Being able to negotiate a pay rise is a key career skill to have in any field but it’s especially important within digital. Many roles exist today that nobody had even thought of just 10 years ago, making it even more significant to do salary research and know what you’re worth.
So how do you go about asking for a pay rise? We’ve put together 8 key factors to keep in mind before and throughout the process.
1. Right Timing
Having your timing right is essential when asking for a raise. If your company is going through a tough time and is thinking about letting people go because of financial problems, it’s not the right time to ask for more money.
On the other hand, if that’s not an issue for your company, a good time to negotiate a pay rise would be at any scheduled appraisals or after completing a particularly well received project.
2. Research First
As mentioned, especially throughout digital it’s often not obvious how much you should get paid in your particular role, with your particular experience/skill set. The easiest way to find out is by checking salary surveys, having a browse through suggested jobs on LinkedIn and contacting recruiters to see how much you would be able to make in a different company. If you know you are getting paid significantly less than other professionals in your field, that’s a good starting point to negotiate a higher salary.
3. Be Discreet
While it’s perfectly acceptable to speak to other professionals in your industry that you trust as part of your research to find out how your salary sits in the market, it’s advisable to avoid discussing your intentions of asking for a pay rise with colleagues who will not be involved in the negotiation.
4. Business Case
You should prepare for your meeting to negotiate your pay rise the same you would for any other important business meeting. Prepare a business case in which you include recent examples of specific projects in which you did well and examples of new responsibilities you took on to show you deserve a raise. A good way to prepare for this is by thinking ahead and taking note of significant moments as you go along on a weekly basis. Whether you receive praise by a colleague or a client for a project, bring on board new business, get asked to take on extra responsibilities, or in other ways have a positive impact on your company, make a note of it and use those notes when negotiating a pay rise. And if you feel like you don’t have a strong enough case, don’t be afraid to ask for more responsibilities or offer to take on more work!
5. Leave Emotions Behind
Entering a negotiation for a pay rise can be very emotional. However, it’s important to leave those emotions at the door. Getting too passionate during negotiations can come across almost aggressive. Some candidates also use the tactic of threatening to leave, which can harm your relationships with management and essentially your future at your company – even if you get the raise you wanted!

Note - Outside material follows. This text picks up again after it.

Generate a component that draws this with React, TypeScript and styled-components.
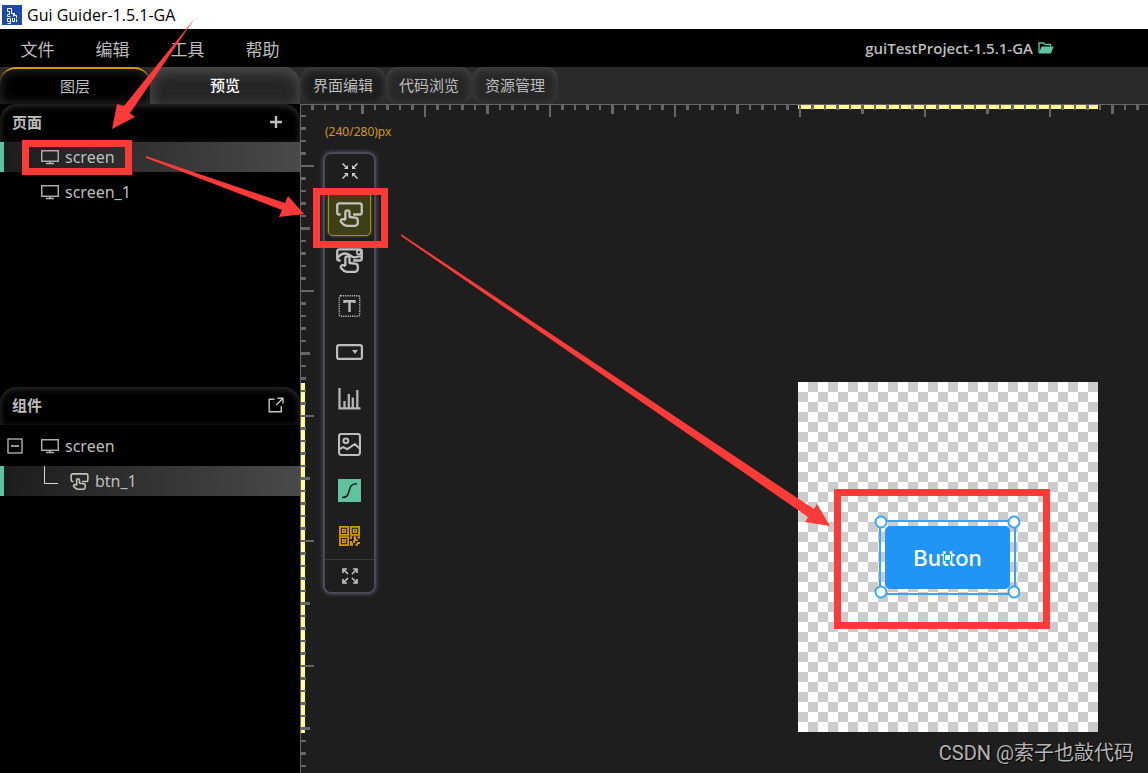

Don’t think of the negotiation as “fighting” for a raise as that will automatically add a “them vs you” feel to the process. Look at it as a discussion in which you show the mutual benefits of you working at the company.
6. Expect a Discussion
Before going into negotiations, make sure you know how much you want. You should attempt to avoid being the first to talk numbers during the negotiation but at the same time be sure to prepare a salary range of which you’d be happy to accept the lowest – just in case it should come to that!
At the same time, be prepared to discuss more than just your wages. In some cases, your manager won’t have the budget to give you a raise – even if he/she feels you deserve one! That doesn’t have to be the end of negotiations. Discuss alternative benefits, including additional paid holiday days, an improved bonus structure, a promotion, or any other perks that may be available (and beneficial!) to you.
7. Take Your Time
Once your company has made an offer, the ball is in your court. Feel free to stay silent for a moment and even ask for time to think about the offer. This will help you stay in control of the situation and show your company that it is important to you.
8. Close the Discussion
Whether you get the result you were hoping for or not, it’s important to tie up the negotiation. Thank those involved in the negotiation for their time and for taking on board your case. If you got the raise you were after, that’s great! If you didn’t, you will have to ask yourself whether you are happy to stay regardless, whether you’ll try again in a few months, or whether it’s time to move on to another company.
Of course, none of the above are fool-proof ways to get a pay rise but hopefully these steps will help knowing what to expect and how to prepare.